Subject: Re: rc.d (Was Re: run levels (was Re: The new rc.d stuff...))
To: NetBSD-current Discussion List <email@example.com>
From: Greg A. Woods <firstname.lastname@example.org>
Date: 04/24/2000 23:02:57
[ On Monday, April 24, 2000 at 11:26:19 (-0700), Greywolf wrote: ]
> Subject: Re: rc.d (Was Re: run levels (was Re: The new rc.d stuff...))
> On Mon, 24 Apr 2000, Greg A. Woods wrote:
> # Especially in this day and age when getty processes on real terminal
> # ports are much less common and important...
> ...in your opinion. I do most of my work on a command line.
Ah, please re-read what I wrote there. I didn't say anything at all
about pseudo-ttys, xterms, command-lines, or anything similar.
I too do most everything except reading&writing e-mail, and writing
code, from the command-line too.
> # ...it seems to me that 'init' is
> # the natural place to integrate a daemon and subsystem monitoring and
> # control feature.
> I think that's giving init entirely too much credit/responsibility for its
Why do you think that? It already takes most of the credit and assumes
most of the responsibility in many cases anyway so I think you're wrong.

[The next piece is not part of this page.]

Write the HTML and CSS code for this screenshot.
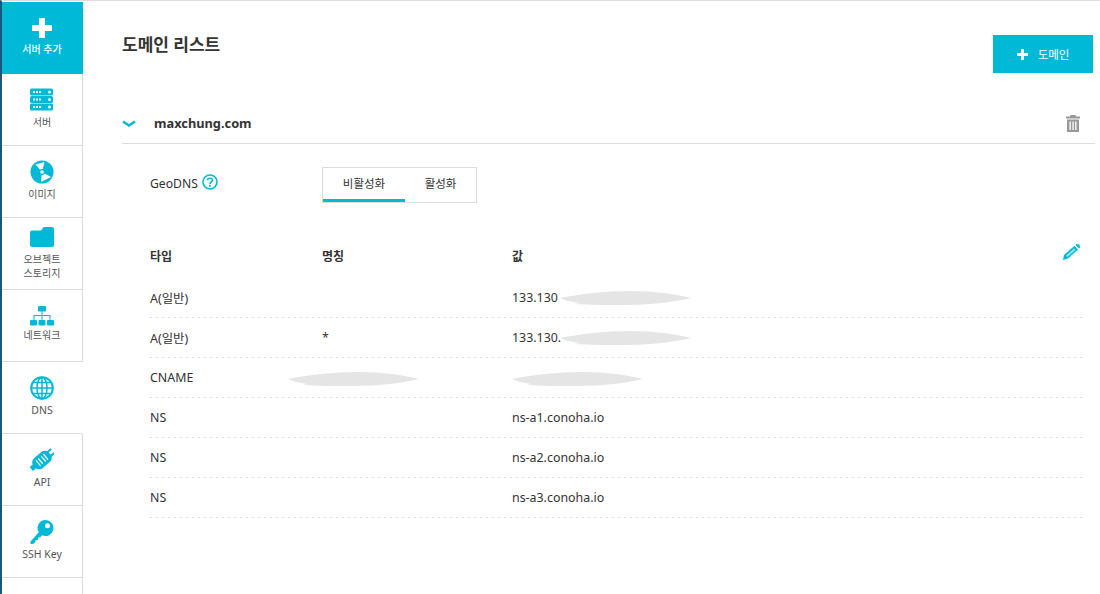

Init is already responsible for running /etc/rc and thus ultimately
responsible for starting everthing in the first place anyway.
On systems with actual tty ports in use init is also responsible for
keeping a getty process running on every tty, restarting them when they
fail or exit.
In other words init is already responsible for all the core
functionality and access control of the system from the ground up.
Furthermore init is already treated as one of the programs that needs
the highest quality and reliability in the entire system, second only to
the kernel itself I'd say.
Since init already restarts processes that exit adding the ability to
manage long-running daemons to init doesn't really require any change at
all (you can fake it today in fact), and certainly doing so won't
increase the complexity of the program at all (and will only shake up
the reliability for the duration of the change). All that's really
necessary is to clean up the syntax of /etc/ttys a bit and to rename the
file so that it doesn't mislead anyone (/etc/init.conf perhaps?).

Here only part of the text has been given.